Speaking in Palm Beach Gardens, Florida, Tuesday, President Obama said “this election will probably have the biggest contrast that we’ve seen since the Johnson-Goldwater election — maybe before that.” The president may well be correct, but the extremist this time around is not the challenger.
In 1964 Barry Goldwater represented a brand of conservatism unfamiliar to a voting public reared on the New Deal, the “Leave it to Beaver” prosperity of the Eisenhower years and the romance of JFK’s tragically ended tenure in Camelot. Goldwater was easily painted as a right-wing kook, with the result that Johnson won by 23 points, the largest margin of victory for a Democratic president since 1820.
No doubt that is the outcome Obama hopes to see repeated in November. But can Mitt Romney be portrayed successfully as the second coming of Barry Goldwater? Not a chance, for at least three reasons. First, Romney has a long record of centrist politics that cannot be erased by his recent efforts to woo the votes of the Republican right. Second, thanks to Ronald Reagan, conservatism of the Goldwater variety is now in the broad mainstream of American politics. And third, Barack Obama is no Lyndon Johnson, or Jack Kennedy, for that matter.
In terms of American political history, Obama is definitely the extremist in the race. He has presided over the largest increase in federal spending in history, the biggest annual deficits in history and, in Obamacare, the most significant intrusion into the private lives of Americans in history. He has embraced the long-discredited policies of Keynesian economic theory while expanding the federal regulatory apparatus in ways assured to retard economic growth and job creation.
All of this, and more, he has done not in the name of prosperity and equal liberty for all Americans, but rather in service to a notion of fairness that demands equal outcomes without regard to effort or individual merit. As New Jersey Governor Chris Christie told the Bush Institute Conference on Taxes and Economic Growth in New York on Tuesday, the Obama administration is telling Americans “stop dreaming, stop striving, we’ll take care of you.” “We’re turning into a paternalistic entitlement society,” said Christie.

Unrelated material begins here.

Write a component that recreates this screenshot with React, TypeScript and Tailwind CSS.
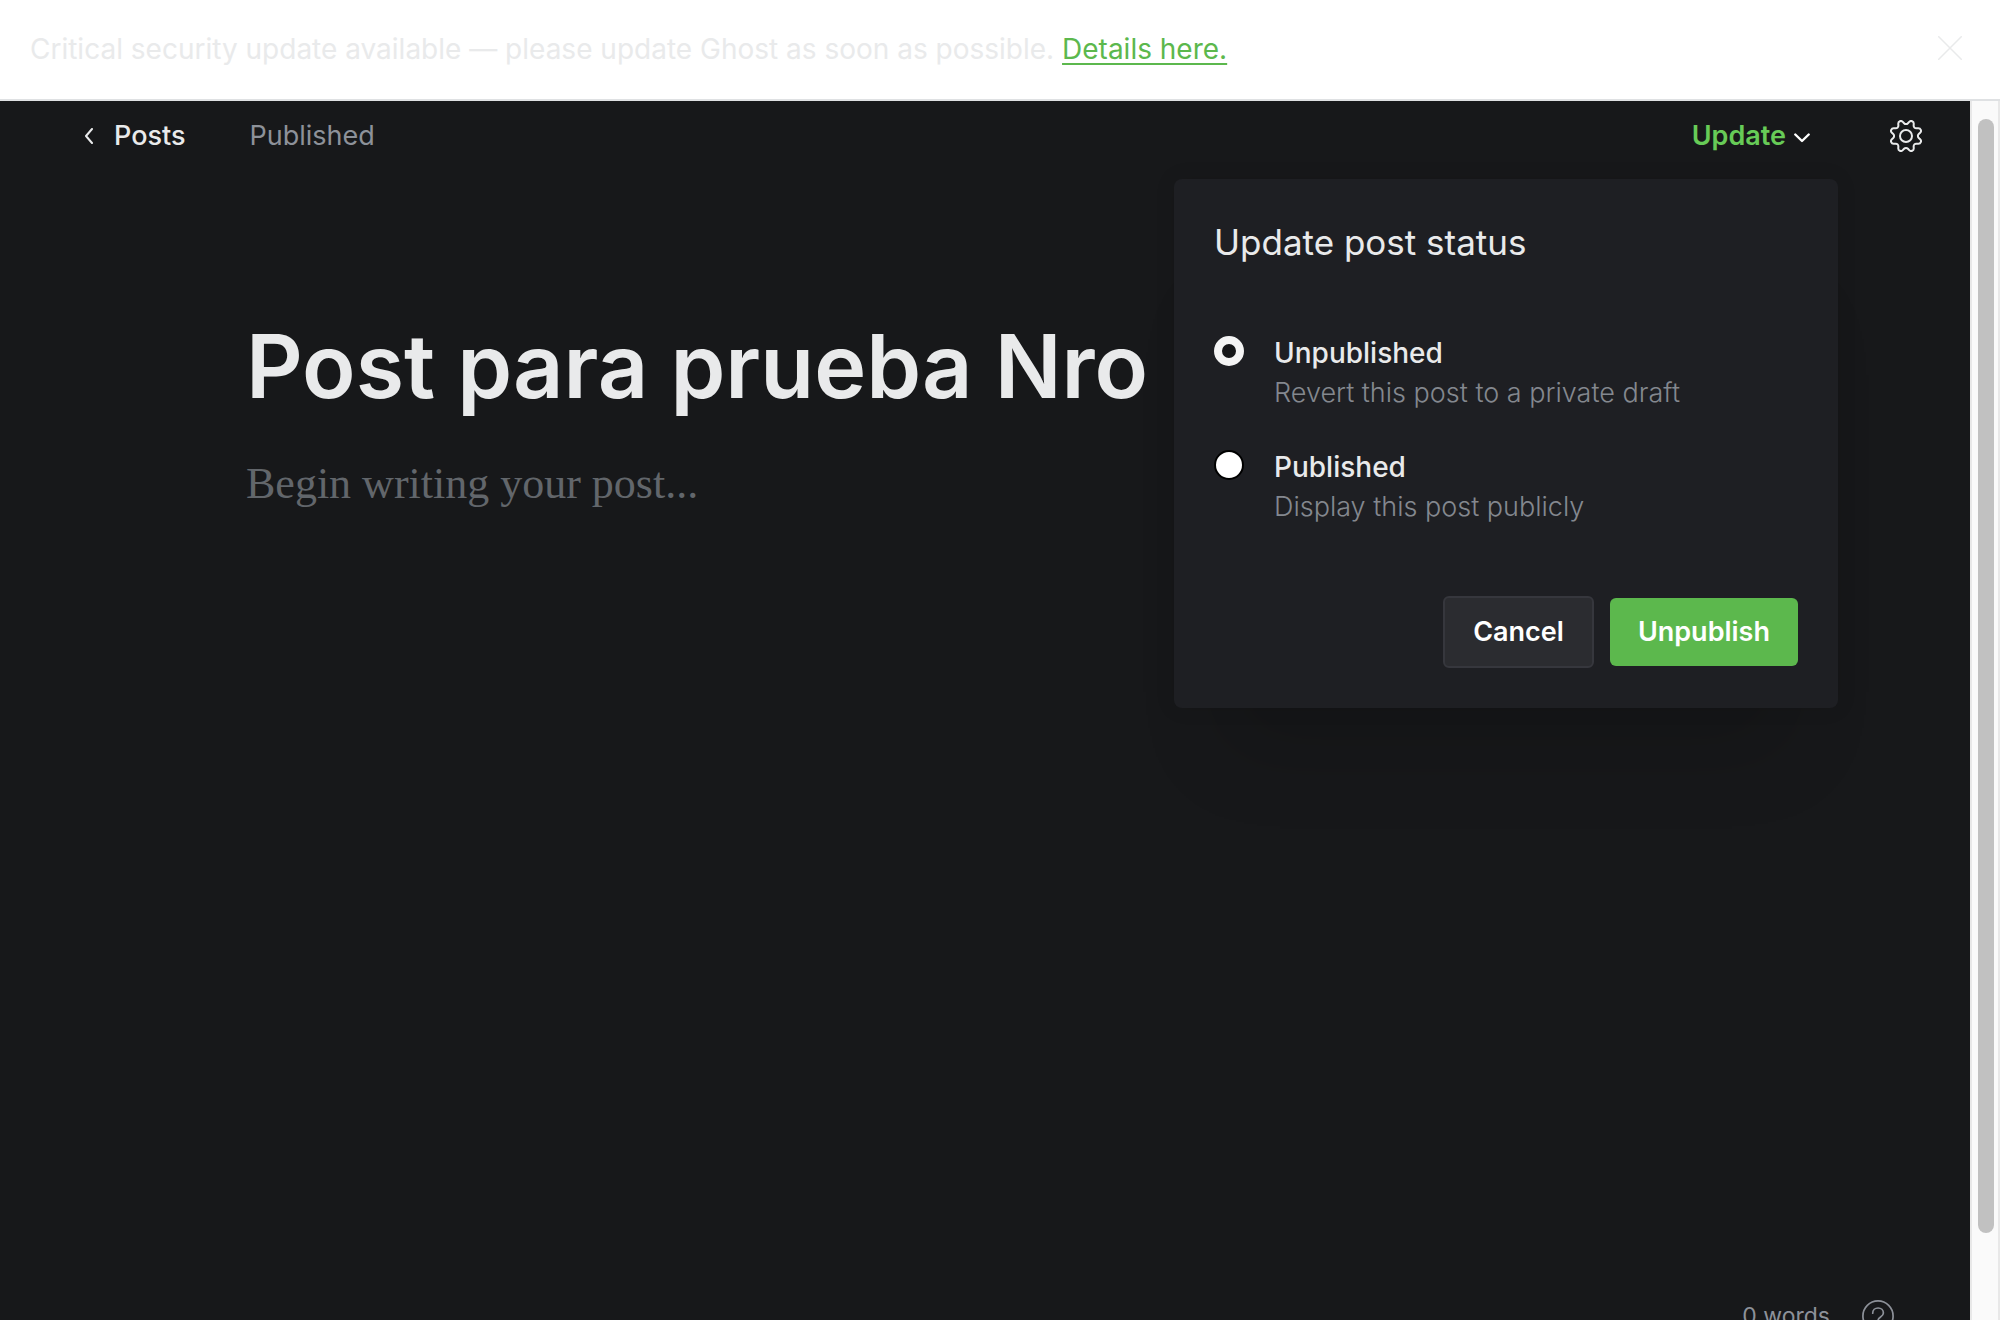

Obama must know that his is a radical vision. Indeed, before his speech to the 2004 Democratic Convention cast him as a presidential prospect, he was a proud radical, both intellectually and politically. But now that he is running for re-election on his record, which includes Obamacare and unprecedented federal spending and regulation, his only choice is to convince the voters that the other guy and his party are extremists.
So the president says that Congressman Ryan’s budget, which proposes federal spending 46% higher than in the final year of the Clinton administration, is “thinly veiled social Darwinism.” That’s a serious charge, if one understands its not-so-veiled meaning in the context of American political history. And now the president seeks to label Mitt Romney as a Goldwater-style extremist with himself playing the role of master politician and dealmaker Lyndon Johnson.
The reality is the opposite. Obama is the extremist while Romney is the moderate dealmaker. Only time will tell whether the orator of 2004 and 2008 is able to convince voters that Romney really is an extremist. The facts say otherwise, but facts have seldom been allowed to stand in the way of the Obama agenda.
Jim Huffman is the dean emeritus of Lewis & Clark Law School, the co-founder of Northwest Free Press and a member of the Hoover Institution’s De Nault Task Force on Property Rights, Freedom and Prosperity.